Research from Princeton University found that people form first impressions in as little as one-tenth of a second. In business, that fraction of a second can determine whether someone decides to hear your pitch, take your meeting, or trust you with their money. The good news is that charm is not some innate gift reserved for natural-born salespeople. It is a skill set. And like any skill set, it can be developed with intention.

Why Charm Outperforms Credentials in the Business World

Here is something that took me years to understand about career growth and financial success: being good at your job is table stakes. It gets you in the room. But what keeps you in the room, what gets you invited back, promoted, funded, and recommended, is how you make people feel when they work with you.

There is a well-documented framework in social psychology called the “warmth vs. competence” model. According to research covered by Psychology Today, when we meet someone new, we instinctively assess them on two dimensions: warmth (can I trust this person?) and competence (can I respect this person?). Warmth comes first. Every time.

This has massive implications for your career and your bank account. It means that leading with your accomplishments, your credentials, or your impressive quarterly numbers is actually less effective than simply being warm. Investors want to feel safe before they feel impressed. Clients want to trust you before they hand over their budget. Your boss wants to like working with you before they champion your promotion.

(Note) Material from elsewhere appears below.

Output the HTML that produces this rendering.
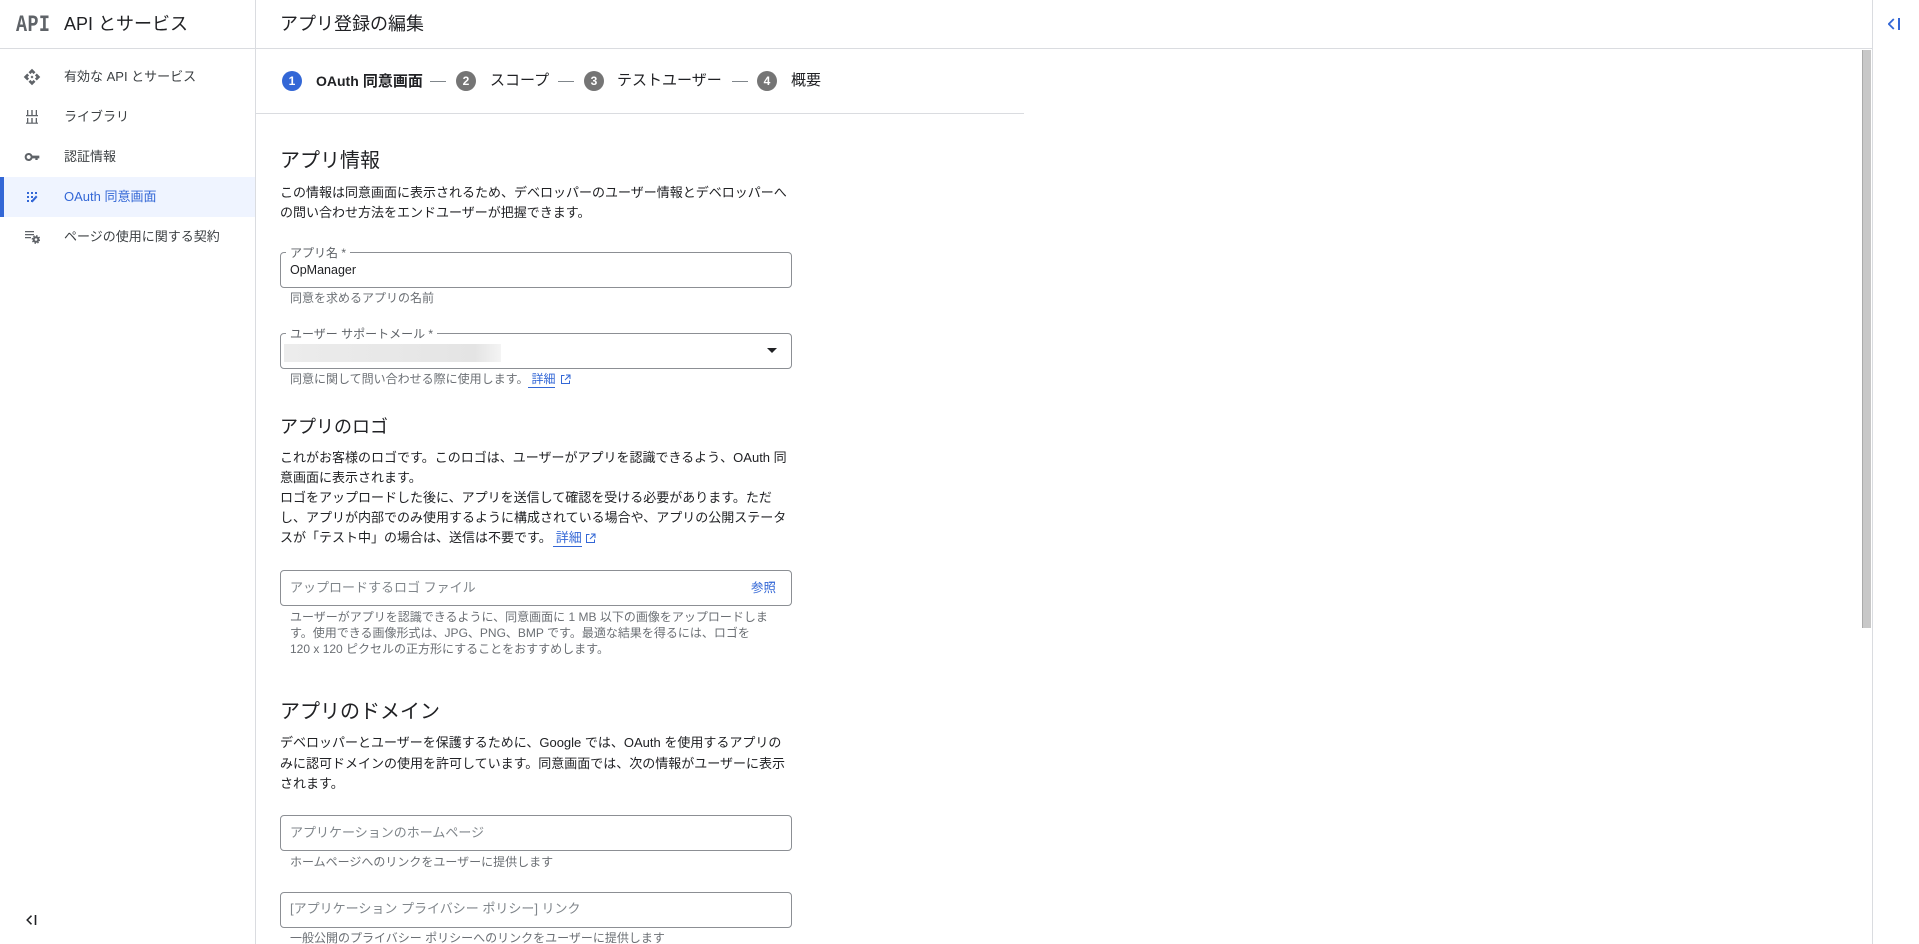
<!DOCTYPE html>
<html lang="ja">
<head>
<meta charset="utf-8">
<title>アプリ登録の編集</title>
<style>
html,body{margin:0;padding:0;width:1919px;height:944px;overflow:hidden;background:#fff}
body{position:relative;font-family:"Liberation Sans","Noto Sans CJK JP",sans-serif;color:#202124}
.a{position:absolute}
.t{position:absolute;white-space:nowrap;line-height:20px;font-size:13px;color:#202124}
.h{color:#6b6f74;font-size:12px}
.ph{color:#80868b;font-size:13px}
.lab{color:#5f6368;font-size:12px;background:#fff;padding:0 4px;line-height:14px}
.nav{color:#3c4043}
.f{position:absolute;left:280px;width:510px;height:34px;border:1px solid #8c8f94;border-radius:4px;background:#fff}
.c{position:absolute;top:71px;width:20px;height:20px;border-radius:50%;background:#757575;color:#fff;font-size:12px;font-weight:700;line-height:20px;text-align:center}
.d{position:absolute;top:81px;width:16px;height:1px;background:#80868b}
a.l{color:#3367d6;text-decoration:none;border-bottom:1px solid #3367d6;padding-left:3px}
</style>
</head>
<body>
<!-- structure lines -->
<div class="a" style="left:0;top:48px;width:1873px;height:1px;background:#dadce0"></div>
<div class="a" style="left:255px;top:0;width:1px;height:944px;background:#dadce0"></div>
<div class="a" style="left:1872px;top:0;width:1px;height:944px;background:#dadce0"></div>
<div class="a" style="left:256px;top:113px;width:768px;height:1px;background:#dadce0"></div>

<!-- header -->
<div class="a" style="left:16px;top:11px;width:33px;height:28px;line-height:28px;font-family:'Liberation Mono',monospace;font-weight:700;font-size:23px;color:#5f6368;transform:scaleX(.8);transform-origin:0 50%;letter-spacing:.5px">API</div>
<div class="t" style="left:64px;top:14px;font-size:18px">API とサービス</div>
<div class="t" style="left:280px;top:14px;font-size:18px">アプリ登録の編集</div>

<!-- sidebar -->
<div class="a" style="left:0;top:177px;width:255px;height:40px;background:#eff4ff"></div>
<div class="a" style="left:0;top:177px;width:4px;height:40px;background:#3367d6"></div>

<svg class="a" style="left:23px;top:68px" width="18" height="18" viewBox="0 0 24 24" fill="#5f6368"><path d="M14 12l-2 2-2-2 2-2 2 2zm-2-6l2.12 2.12 2.5-2.5L12 1 7.38 5.62l2.5 2.5L12 6zm-6 6l2.12-2.12-2.5-2.5L1 12l4.62 4.62 2.5-2.5L6 12zm12 0l-2.12 2.12 2.5 2.5L23 12l-4.62-4.62-2.5 2.5L18 12zm-6 6l-2.12-2.12-2.5 2.5L12 23l4.62-4.62-2.5-2.5L12 18z"/></svg>
<div class="t nav" style="left:64px;top:67px">有効な API とサービス</div>

<svg class="a" style="left:26px;top:110px" width="12" height="14" viewBox="0 0 12 14" fill="#5f6368"><path d="M1 0h1.300v5H1zM5.300 0h1.400v5H5.300zM9.700 0H11v5H9.700zM0 5h12v1.200H0zM1 8h1.300v5H1zM5.300 8h1.400v5H5.300zM9.700 8H11v5H9.700zM0 12.600h12v1.200H0z"/></svg>
<div class="t nav" style="left:64px;top:107px">ライブラリ</div>

<svg class="a" style="left:24px;top:149px" width="16" height="16" viewBox="0 0 24 24" fill="#5f6368"><path d="M12.650 10C11.830 7.670 9.610 6 7 6c-3.310 0-6 2.690-6 6s2.690 6 6 6c2.610 0 4.830-1.670 5.650-4H17v2.500h3.500V14H23v-4H12.650zM7 15c-1.660 0-3-1.340-3-3s1.340-3 3-3 3 1.340 3 3-1.340 3-3 3z"/></svg>
<div class="t nav" style="left:64px;top:147px">認証情報</div>

<svg class="a" style="left:27px;top:192px" width="11" height="11" viewBox="0 0 11 11" fill="#3367d6"><path d="M0 0h2v2H0zM4 0h2v2H4zM8 0h2v2H8zM0 4h2v2H0zM4 4h2v2H4zM0 8h2v2H0zM4 8h2v2H4zM9 3.500l1.500 1.500L5.500 10.500 4 9z" /></svg>
<div class="t" style="left:64px;top:187px;color:#3367d6">OAuth 同意画面</div>

<svg class="a" style="left:25px;top:231px" width="15" height="13" viewBox="0 0 15 13" fill="#5f6368"><path d="M0 0h9v1.300H0zM0 3h9v1.300H0zM0 6h6v1.300H0z"/><circle cx="11" cy="8.500" r="2.300" fill="none" stroke="#5f6368" stroke-width="2"/><circle cx="11" cy="8.500" r="3.700" fill="none" stroke="#5f6368" stroke-width="1.300" stroke-dasharray="1.500 1.400"/></svg>
<div class="t nav" style="left:64px;top:227px">ページの使用に関する契約</div>

<svg class="a" style="left:26px;top:915px" width="11" height="10" viewBox="0 0 11 10" fill="none" stroke="#202124" stroke-width="1.500"><path d="M5.500 .7L1.200 5l4.300 4.300"/><path d="M9.500 0v10" stroke-width="1.600"/></svg>

<!-- stepper -->
<div class="c" style="left:282px;background:#3367d6">1</div>
<div class="t" style="left:316px;top:71px;font-size:15px;font-weight:700"><span style="font-size:14px">OAuth</span> 同意画面</div>
<div class="d" style="left:430px"></div>
<div class="c" style="left:456px">2</div>
<div class="t" style="left:490px;top:71px;font-size:15px">スコープ</div>
<div class="d" style="left:558px"></div>
<div class="c" style="left:584px">3</div>
<div class="t" style="left:617px;top:71px;font-size:15px">テストユーザー</div>
<div class="d" style="left:732px"></div>
<div class="c" style="left:757px">4</div>
<div class="t" style="left:791px;top:71px;font-size:15px">概要</div>

<!-- app info -->
<div class="t" style="left:280px;top:151px;font-size:20px">アプリ情報</div>
<div class="t" style="left:280px;top:183px">この情報は同意画面に表示されるため、デベロッパーのユーザー情報とデベロッパーへ</div>
<div class="t" style="left:280px;top:203px">の問い合わせ方法をエンドユーザーが把握できます。</div>

<div class="f" style="top:252px"></div>
<div class="t lab" style="left:286px;top:246px">アプリ名 *</div>
<div class="t" style="left:290px;top:260px;font-size:12.500px">OpManager</div>
<div class="t h" style="left:290px;top:288px">同意を求めるアプリの名前</div>

<div class="f" style="top:333px"></div>
<div class="t lab" style="left:286px;top:327px">ユーザー サポートメール *</div>
<div class="a" style="left:284px;top:344px;width:217px;height:18px;background:linear-gradient(90deg,#ececec 0,#e6e6e6 70%,#e4e4e4 88%,#f4f4f4 100%)"></div>
<div class="a" style="left:767px;top:348px;width:0;height:0;border-left:5.500px solid transparent;border-right:5.500px solid transparent;border-top:5.500px solid #202124"></div>
<div class="t h" style="left:290px;top:369px">同意に関して問い合わせる際に使用します。<a class="l" style="line-height:16px;display:inline-block">詳細</a></div>
<svg class="a" style="left:560px;top:374px" width="11" height="11" viewBox="0 0 11 11" fill="none" stroke="#3367d6" stroke-width="1"><path d="M4.500 1.500H1.500v8h8V6.500M6 1h4v4M10 1L5 6"/></svg>

<!-- logo -->
<div class="t" style="left:280px;top:417px;font-size:18px">アプリのロゴ</div>
<div class="t" style="left:280px;top:448px">これがお客様のロゴです。このロゴは、ユーザーがアプリを認識できるよう、OAuth 同</div>
<div class="t" style="left:280px;top:468px">意画面に表示されます。</div>
<div class="t" style="left:280px;top:488px">ロゴをアップロードした後に、アプリを送信して確認を受ける必要があります。ただ</div>
<div class="t" style="left:280px;top:508px">し、アプリが内部でのみ使用するように構成されている場合や、アプリの公開ステータ</div>
<div class="t" style="left:280px;top:528px">スが「テスト中」の場合は、送信は不要です。<a class="l" style="line-height:17px;display:inline-block;margin-left:1px">詳細</a></div>
<svg class="a" style="left:585px;top:533px" width="11" height="11" viewBox="0 0 11 11" fill="none" stroke="#3367d6" stroke-width="1"><path d="M4.500 1.500H1.500v8h8V6.500M6 1h4v4M10 1L5 6"/></svg>

<div class="f" style="top:570px"></div>
<div class="t ph" style="left:290px;top:578px">アップロードするロゴ ファイル</div>
<div class="t" style="left:751px;top:578px;font-size:12.500px;color:#3367d6">参照</div>
<div class="t h" style="left:290px;top:607px">ユーザーがアプリを認識できるように、同意画面に 1 MB 以下の画像をアップロードしま</div>
<div class="t h" style="left:290px;top:623px">す。使用できる画像形式は、JPG、PNG、BMP です。最適な結果を得るには、ロゴを</div>
<div class="t h" style="left:290px;top:639px">120 x 120 ピクセルの正方形にすることをおすすめします。</div>

<!-- domain -->
<div class="t" style="left:280px;top:702px;font-size:20px">アプリのドメイン</div>
<div class="t" style="left:280px;top:733px">デベロッパーとユーザーを保護するために、Google では、OAuth を使用するアプリの</div>
<div class="t" style="left:280px;top:754px">みに認可ドメインの使用を許可しています。同意画面では、次の情報がユーザーに表示</div>
<div class="t" style="left:280px;top:774px">されます。</div>

<div class="f" style="top:815px"></div>
<div class="t ph" style="left:290px;top:823px">アプリケーションのホームページ</div>
<div class="t h" style="left:290px;top:852px">ホームページへのリンクをユーザーに提供します</div>

<div class="f" style="top:892px"></div>
<div class="t ph" style="left:290px;top:899px">[アプリケーション プライバシー ポリシー] リンク</div>
<div class="t h" style="left:290px;top:928px">一般公開のプライバシー ポリシーへのリンクをユーザーに提供します</div>

<!-- scrollbar -->
<div class="a" style="left:1862px;top:50px;width:9px;height:578px;background:#c8c8c8;border-left:1px solid #aaa;box-sizing:border-box"></div>

<!-- right panel icon -->
<svg class="a" style="left:1888px;top:18px" width="13" height="12" viewBox="0 0 13 12" fill="none" stroke="#3367d6" stroke-width="1.800"><path d="M5.800 1L.8 6l5 5"/><path d="M11 0v12" stroke-width="2"/></svg>
</body>
</html>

When you approach professional relationships from a place of genuine inner confidence rather than desperate approval-seeking, everything shifts. You stop performing and start connecting. That is when opportunities start flowing toward you instead of away from you.

Think about the most successful person in your professional circle. Is it their resume that draws people in, or something else entirely?

Drop a comment below and let us know what quality you think matters most for career success.

Presence Is the Highest-ROI Skill Nobody Talks About

We live in an era where most professionals are half-present at best. They are checking Slack during meetings, scanning emails while on calls, and mentally drafting their to-do list while a colleague is sharing an idea. In this environment, simply giving someone your full attention has become a competitive advantage.

A study published in the Journal of the Association for Consumer Research found that even the mere presence of a smartphone reduces cognitive capacity, even when the phone is turned off. Think about what that means for every meeting, pitch, and networking conversation where your phone is sitting on the table.

What presence looks like in professional settings

Put your phone away entirely before a meeting starts. Not face down on the table. Not on silent in your pocket. Out of sight. This alone puts you ahead of most people in the room.

Ask follow-up questions that prove you were actually listening. “You mentioned your team is struggling with onboarding. What does that process look like right now?” This is not a sales technique. It is genuine curiosity, and it builds trust faster than any pitch ever could.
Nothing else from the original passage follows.